Pick out all lines with the word "Tailwind" from the records that follow.

# [Input data]

::::::::

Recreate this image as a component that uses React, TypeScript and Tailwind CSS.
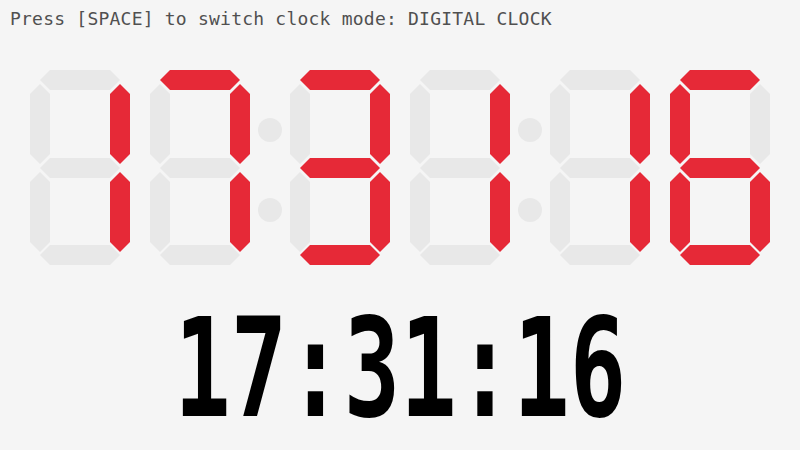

::::::::

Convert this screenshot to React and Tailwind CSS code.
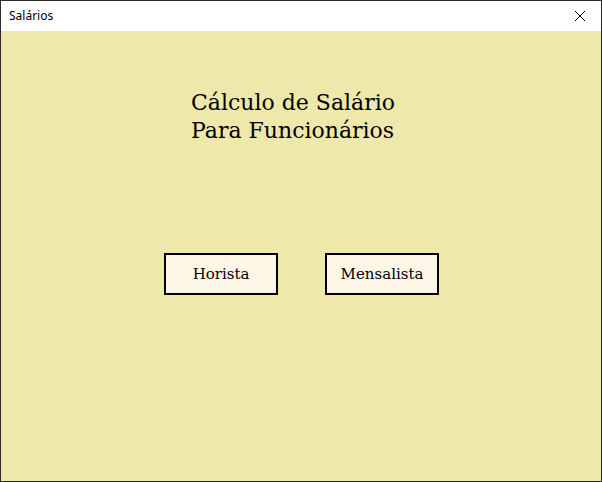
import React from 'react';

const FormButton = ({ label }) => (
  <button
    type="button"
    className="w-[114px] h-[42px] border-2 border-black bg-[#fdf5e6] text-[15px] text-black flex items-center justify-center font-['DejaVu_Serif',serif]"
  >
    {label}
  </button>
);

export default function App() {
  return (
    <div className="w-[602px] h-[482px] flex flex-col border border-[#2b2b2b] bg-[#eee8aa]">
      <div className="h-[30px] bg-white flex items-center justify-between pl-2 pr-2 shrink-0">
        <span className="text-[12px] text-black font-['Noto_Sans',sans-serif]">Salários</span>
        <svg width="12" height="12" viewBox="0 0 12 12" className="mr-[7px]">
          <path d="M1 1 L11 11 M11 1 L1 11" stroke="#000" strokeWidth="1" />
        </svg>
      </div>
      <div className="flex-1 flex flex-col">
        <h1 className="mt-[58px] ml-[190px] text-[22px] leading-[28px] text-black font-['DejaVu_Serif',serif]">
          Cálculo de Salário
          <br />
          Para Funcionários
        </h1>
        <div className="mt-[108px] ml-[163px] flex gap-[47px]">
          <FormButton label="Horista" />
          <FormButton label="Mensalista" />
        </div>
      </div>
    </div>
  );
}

::::::::

# [Written response]
Recreate this image as a component that uses React, TypeScript and Tailwind CSS.
Convert this screenshot to React and Tailwind CSS code.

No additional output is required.